**EXERCISE:** From the listing below, extract every line containing "styles".

**DATA LINES:**
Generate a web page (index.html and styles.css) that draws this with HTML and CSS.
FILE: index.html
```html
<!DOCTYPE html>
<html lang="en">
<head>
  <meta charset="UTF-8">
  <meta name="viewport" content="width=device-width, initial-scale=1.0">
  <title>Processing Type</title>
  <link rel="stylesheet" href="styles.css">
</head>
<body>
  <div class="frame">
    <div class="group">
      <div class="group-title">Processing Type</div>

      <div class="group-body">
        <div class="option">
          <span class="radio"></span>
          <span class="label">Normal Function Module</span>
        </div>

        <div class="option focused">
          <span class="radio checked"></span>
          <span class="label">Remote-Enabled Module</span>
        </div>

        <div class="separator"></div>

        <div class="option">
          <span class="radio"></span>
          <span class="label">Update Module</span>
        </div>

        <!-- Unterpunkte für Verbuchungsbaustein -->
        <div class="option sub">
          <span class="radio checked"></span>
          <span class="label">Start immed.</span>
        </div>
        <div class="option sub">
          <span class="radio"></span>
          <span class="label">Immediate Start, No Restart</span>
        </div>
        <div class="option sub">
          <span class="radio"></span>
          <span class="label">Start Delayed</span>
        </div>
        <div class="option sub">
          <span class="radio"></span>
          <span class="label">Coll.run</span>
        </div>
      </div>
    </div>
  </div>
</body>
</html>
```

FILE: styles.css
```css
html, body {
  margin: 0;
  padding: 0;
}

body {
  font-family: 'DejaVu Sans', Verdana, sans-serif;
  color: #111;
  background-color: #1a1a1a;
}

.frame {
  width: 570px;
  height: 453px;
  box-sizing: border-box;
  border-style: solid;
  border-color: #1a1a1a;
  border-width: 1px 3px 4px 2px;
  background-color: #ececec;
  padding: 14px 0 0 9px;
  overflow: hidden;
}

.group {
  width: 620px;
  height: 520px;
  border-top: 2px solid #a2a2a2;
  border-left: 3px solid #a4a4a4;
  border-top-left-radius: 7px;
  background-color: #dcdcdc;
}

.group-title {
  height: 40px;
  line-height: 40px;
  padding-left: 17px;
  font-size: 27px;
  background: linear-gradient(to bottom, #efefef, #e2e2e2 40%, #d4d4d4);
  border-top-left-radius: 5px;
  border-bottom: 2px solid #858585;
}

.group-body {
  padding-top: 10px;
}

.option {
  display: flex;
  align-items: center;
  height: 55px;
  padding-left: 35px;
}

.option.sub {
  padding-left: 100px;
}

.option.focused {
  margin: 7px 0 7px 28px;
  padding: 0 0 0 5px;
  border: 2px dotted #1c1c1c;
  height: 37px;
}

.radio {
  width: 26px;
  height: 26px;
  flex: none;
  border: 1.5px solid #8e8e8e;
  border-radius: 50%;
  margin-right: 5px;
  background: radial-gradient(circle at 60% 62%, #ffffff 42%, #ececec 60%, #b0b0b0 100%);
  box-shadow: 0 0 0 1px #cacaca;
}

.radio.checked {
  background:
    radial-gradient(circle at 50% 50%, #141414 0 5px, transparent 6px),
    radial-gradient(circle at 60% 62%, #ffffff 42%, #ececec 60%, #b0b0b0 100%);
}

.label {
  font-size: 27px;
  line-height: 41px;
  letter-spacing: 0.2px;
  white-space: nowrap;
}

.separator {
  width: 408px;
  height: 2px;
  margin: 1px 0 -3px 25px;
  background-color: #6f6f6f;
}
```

**EXERCISE OUTPUT:**
Generate a web page (index.html and styles.css) that draws this with HTML and CSS.
  <link rel="stylesheet" href="styles.css">
FILE: styles.css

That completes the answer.